**WHAT YOU SHOULD DO**
Will you repeat only the lines beginning at the one that mentions "Write the React, TypeScript" and ending at the one that mentions "type EnvRow = readonly [string, string]", both of them included, exactly?

**GIVEN DATA**
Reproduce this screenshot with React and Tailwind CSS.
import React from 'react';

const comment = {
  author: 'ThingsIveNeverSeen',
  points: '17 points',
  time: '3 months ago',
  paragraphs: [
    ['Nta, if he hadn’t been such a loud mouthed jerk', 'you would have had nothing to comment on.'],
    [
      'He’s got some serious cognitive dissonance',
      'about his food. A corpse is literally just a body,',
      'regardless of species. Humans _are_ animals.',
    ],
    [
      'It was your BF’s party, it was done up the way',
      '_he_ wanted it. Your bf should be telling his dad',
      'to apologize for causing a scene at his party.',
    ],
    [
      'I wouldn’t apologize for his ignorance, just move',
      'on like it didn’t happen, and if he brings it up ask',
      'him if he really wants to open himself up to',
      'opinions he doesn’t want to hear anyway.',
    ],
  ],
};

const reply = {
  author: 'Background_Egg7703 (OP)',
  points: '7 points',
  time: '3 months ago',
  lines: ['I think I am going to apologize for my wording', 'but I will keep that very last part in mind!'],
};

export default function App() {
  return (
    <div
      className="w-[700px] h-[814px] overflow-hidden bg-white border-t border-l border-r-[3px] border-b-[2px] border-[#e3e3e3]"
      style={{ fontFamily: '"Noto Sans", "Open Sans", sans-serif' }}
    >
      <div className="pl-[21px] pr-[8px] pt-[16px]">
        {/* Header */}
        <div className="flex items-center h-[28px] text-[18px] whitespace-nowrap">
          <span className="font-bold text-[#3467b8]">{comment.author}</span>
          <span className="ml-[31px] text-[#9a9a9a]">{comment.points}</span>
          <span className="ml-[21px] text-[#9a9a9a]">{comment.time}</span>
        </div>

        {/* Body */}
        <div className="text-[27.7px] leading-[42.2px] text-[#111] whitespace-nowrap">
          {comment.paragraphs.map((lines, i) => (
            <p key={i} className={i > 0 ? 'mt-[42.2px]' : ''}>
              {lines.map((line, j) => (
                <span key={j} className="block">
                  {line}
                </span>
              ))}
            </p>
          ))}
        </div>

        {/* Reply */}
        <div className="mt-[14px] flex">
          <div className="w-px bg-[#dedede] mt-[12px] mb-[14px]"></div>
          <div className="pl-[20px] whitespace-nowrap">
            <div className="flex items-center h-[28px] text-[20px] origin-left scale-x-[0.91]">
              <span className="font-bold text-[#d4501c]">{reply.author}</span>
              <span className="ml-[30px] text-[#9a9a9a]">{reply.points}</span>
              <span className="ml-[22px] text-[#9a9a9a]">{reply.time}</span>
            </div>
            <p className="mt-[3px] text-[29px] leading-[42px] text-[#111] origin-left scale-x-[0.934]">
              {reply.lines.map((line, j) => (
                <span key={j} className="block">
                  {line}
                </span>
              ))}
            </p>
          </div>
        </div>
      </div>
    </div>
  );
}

...

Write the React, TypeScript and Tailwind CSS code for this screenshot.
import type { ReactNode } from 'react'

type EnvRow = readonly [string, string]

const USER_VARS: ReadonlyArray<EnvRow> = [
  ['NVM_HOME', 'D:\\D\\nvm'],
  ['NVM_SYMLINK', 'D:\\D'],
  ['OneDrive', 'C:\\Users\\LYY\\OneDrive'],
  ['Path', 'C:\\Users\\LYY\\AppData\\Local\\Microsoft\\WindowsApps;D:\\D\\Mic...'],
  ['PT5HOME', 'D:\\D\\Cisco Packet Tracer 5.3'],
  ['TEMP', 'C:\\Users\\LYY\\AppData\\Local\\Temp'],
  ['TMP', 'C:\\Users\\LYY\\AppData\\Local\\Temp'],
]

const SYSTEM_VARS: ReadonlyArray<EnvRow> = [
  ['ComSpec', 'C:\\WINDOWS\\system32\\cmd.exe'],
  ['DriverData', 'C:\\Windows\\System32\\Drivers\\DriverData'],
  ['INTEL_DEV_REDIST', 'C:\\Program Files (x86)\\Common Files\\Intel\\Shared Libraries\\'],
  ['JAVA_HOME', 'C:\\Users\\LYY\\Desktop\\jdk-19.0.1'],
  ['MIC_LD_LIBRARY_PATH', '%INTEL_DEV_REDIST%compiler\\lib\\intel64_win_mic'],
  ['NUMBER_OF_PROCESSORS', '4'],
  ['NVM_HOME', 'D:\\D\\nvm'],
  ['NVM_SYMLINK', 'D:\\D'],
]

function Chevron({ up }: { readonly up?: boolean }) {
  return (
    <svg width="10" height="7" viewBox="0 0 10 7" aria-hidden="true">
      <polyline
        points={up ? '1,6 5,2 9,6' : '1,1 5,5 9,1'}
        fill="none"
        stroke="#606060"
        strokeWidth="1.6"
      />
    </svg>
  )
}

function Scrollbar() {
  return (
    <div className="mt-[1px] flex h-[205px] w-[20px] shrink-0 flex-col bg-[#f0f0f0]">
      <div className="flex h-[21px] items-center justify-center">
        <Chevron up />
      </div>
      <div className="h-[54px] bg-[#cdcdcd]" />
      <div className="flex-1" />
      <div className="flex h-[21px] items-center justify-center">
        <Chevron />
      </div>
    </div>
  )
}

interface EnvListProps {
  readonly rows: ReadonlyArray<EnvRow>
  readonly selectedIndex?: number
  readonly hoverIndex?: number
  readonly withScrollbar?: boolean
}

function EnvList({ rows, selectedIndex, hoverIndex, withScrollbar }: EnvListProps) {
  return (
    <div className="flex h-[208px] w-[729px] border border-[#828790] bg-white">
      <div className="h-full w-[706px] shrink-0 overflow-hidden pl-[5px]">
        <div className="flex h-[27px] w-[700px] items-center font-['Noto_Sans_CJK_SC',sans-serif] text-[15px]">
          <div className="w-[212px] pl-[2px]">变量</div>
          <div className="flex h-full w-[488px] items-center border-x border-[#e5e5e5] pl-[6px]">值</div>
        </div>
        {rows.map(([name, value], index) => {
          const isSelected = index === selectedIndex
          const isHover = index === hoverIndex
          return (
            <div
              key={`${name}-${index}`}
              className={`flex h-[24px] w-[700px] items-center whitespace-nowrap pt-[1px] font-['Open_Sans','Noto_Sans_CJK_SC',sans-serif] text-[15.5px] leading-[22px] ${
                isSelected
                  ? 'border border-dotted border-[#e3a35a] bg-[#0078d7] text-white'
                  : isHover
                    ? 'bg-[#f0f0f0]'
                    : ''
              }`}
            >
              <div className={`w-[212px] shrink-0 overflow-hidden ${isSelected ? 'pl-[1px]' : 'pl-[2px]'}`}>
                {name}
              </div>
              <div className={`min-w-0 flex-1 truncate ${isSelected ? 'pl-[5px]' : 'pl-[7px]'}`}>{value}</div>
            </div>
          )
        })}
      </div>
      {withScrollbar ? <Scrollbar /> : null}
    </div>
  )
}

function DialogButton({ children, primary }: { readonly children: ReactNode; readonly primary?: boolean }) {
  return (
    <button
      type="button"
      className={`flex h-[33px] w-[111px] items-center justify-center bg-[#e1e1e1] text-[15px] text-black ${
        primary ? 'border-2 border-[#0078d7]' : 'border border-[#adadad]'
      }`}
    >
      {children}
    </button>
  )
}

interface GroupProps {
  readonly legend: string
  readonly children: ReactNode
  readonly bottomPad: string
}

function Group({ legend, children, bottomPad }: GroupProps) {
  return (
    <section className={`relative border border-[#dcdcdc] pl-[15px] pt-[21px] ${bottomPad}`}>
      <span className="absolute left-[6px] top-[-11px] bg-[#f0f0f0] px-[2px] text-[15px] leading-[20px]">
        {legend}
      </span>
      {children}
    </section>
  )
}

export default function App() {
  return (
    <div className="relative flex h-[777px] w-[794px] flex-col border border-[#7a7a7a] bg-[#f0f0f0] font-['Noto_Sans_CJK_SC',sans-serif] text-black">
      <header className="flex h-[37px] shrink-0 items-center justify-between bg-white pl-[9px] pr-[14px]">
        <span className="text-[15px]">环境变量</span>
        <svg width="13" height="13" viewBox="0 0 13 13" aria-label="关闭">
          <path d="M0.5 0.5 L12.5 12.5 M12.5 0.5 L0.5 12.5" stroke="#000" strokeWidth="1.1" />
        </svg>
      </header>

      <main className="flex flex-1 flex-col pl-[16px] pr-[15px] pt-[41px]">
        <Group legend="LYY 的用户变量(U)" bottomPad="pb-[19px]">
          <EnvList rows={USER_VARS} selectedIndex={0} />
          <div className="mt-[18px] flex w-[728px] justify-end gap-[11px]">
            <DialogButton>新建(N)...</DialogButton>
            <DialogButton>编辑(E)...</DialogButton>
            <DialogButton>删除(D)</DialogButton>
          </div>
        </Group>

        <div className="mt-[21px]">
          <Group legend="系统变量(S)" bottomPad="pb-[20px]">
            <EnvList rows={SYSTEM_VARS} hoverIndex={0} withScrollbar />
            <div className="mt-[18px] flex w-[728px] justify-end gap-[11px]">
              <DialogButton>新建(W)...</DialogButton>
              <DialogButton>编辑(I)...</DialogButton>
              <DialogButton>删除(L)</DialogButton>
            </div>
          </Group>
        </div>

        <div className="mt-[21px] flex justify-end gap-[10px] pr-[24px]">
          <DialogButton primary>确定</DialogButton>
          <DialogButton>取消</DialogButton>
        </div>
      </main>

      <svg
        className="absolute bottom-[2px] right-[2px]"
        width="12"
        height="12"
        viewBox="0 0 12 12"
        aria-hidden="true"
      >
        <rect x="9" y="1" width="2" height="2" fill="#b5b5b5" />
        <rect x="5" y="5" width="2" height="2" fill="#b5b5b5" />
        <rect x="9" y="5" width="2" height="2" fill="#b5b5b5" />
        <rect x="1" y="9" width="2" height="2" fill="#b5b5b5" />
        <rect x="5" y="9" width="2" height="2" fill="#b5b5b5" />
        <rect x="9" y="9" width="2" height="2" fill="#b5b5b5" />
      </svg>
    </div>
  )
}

**FINAL ANSWER**
Write the React, TypeScript and Tailwind CSS code for this screenshot.
import type { ReactNode } from 'react'

type EnvRow = readonly [string, string]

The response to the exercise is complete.